Поскольку она была родом из страны, где властители охотно прибегают к ядам, она и при жизни и после смерти пользовалась репутацией отравительницы. Совершала ли она тайно преступления такого рода? История не сохранила доказательств хотя бы одного. Ее настоящий яд, которым она отравилась сама, это потребность править. Эта страсть, прихотливо смешавшаяся с любовью к детям, доминировала над ней, подчиняла ее себе. Светские щеголи не отвлекали ее, как Елизавету. Бог не вдохновлял ее на самоотречение, как Филиппа. Осуществлять регентство, вести переговоры, надзирать, интриговать и писать, непрестанно писать. «Эта черная работа Вас питает, — скажет ей однажды Генрих Наваррский, — без нее Вам и дня не прожить». Екатерина не более религиозна в истинном смысле слова, чем ее дядья. Лев X и Климент VII, папы-полуязычники. Зато у нее хоть отбавляй предрассудков итальянской крестьянки. Она проводит часы в обществе астрологов и прорицателей, выпрашивая у звезд, у карт таро, у магических зеркал хоть какую-то надежду. В этом она типичная Медичи. Дух Медичи побуждает ее также использовать внешний блеск как средство управления, расточать свое громадное личное состояние, 46 46 Она оставит после смерти восемьсот тысяч экю долга, который будет погашен казначейством ее недруга Генриха IV.

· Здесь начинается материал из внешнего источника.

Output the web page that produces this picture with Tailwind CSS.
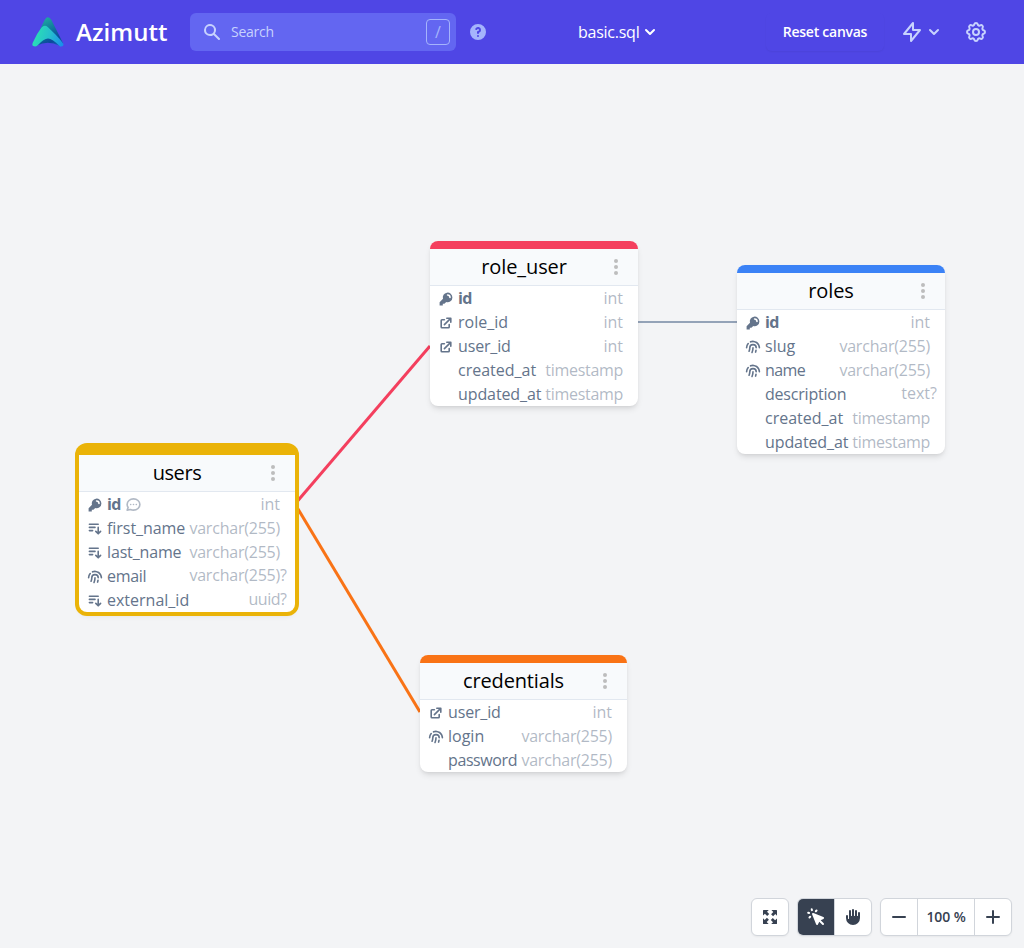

сооружать дворец Тюильри и восхитительное надгробие Генриху II, покровительствовать Ронсару, Филиберу Делорму, Жермену Пилону, основывать музеи и библиотеки, непрестанно коллекционировать предметы искусства. Такова в 1571 г. эта ренессансная государыня, зараженная чародейством, великая королева и клуша-мамаша, великодушная и деспотичная, жаждущая мира и способная осуществлять чудовищные махинации. Один из документов, где она ярче всего проявила себя, — длинное письмо, в котором она в 1574 г. извещает о смерти Карла IX своего сына, ставшего отныне Генрихом III. Стоит вслушаться в не знающий себе равных крик страсти, который исходит от этой женщины: «Если я когда-нибудь Вас потеряю, я заживо погребу себя вместе с Вами». Стоит также помнить, что она предложила как руководство новому королю восхитительную максиму: «Любите французов и делайте им добро, но пусть их пристрастия никогда не будут Вашими».
* * *
Франциск I на двадцатом году своей жизни подготовил политическую и военную кампанию, которая окончилась блестящей битвой при Мариньяно. Карл IX знал это. Он был в таком же возрасте и тоже желал добыть себе славу. Поверхностному взгляду представляется, что он на это способен. Он — юноша необычайной силы, лицо которого отражало, когда он в покое, мужественность и отвагу, доходящую до лукавой дерзости. В его чертах, которые скорее принадлежали тридцатилетнему мужчине, угадывался облик отца, эта меланхолия и упрямство, вынесенные из испанских тюрем, где прошло горестное детство Генриха II, и выплеснувшиеся у сына эмоциями жизни, уже полной бурь. Король не был лишен ни здравомыслия, ни сердечности. Его интересовали дела в стране, и он начинал с ними знакомиться. Воспитанный Амио, он получал удовольствие от общества ученых людей, любил Ронсара и недурно сочинительствовал. Бьющая через края энергия, которую он унаследовал от матери и которую Екатерина направляла на нужды государства, тратилась им на чрезмерные грубые упражнения. День-деньской он преследовал оленей, волков, кабанов, трудился в кузнице так, что сломал себе руку, трубил в рог так, что болели легкие.
Вправе ли французы надеяться, что этот государь таков, какого они желали, воин, который вернет семье Валуа ее померкшую славу? Увы, за фасадом таилась горькая действительность. От Медичи Карлу IX достались опасные физические и моральные недуги. Король болен туберкулезом. Вдобавок он страдал неуравновешенностью, которая приводила к приступам безумной ярости, склонностью к садистским забавам, и кровожадностью. На охоте он воздерживался от применения огнестрельного оружия ради удовольствия погрузить свой нож в живую плоть. Ради забавы он охотно хлестал ремнем своих придворных или носился по своей столице в маске, измываясь над случайными встречными. Этот необузданный юноша, приходивший в отчаяние от своей слабости, желал действовать, избавиться наконец от материнской опеки. «Он никого так не почитал после Бога, как меня», — писала Екатерина после его смерти. Он испытывал к своей матери смесь любви, восхищения и страха. А также обиду. Обиду за то, что она слишком явно предпочитала ему Генриха Анжуйского. Обиду за то, что давила на него своим авторитетом, разрушая его личность.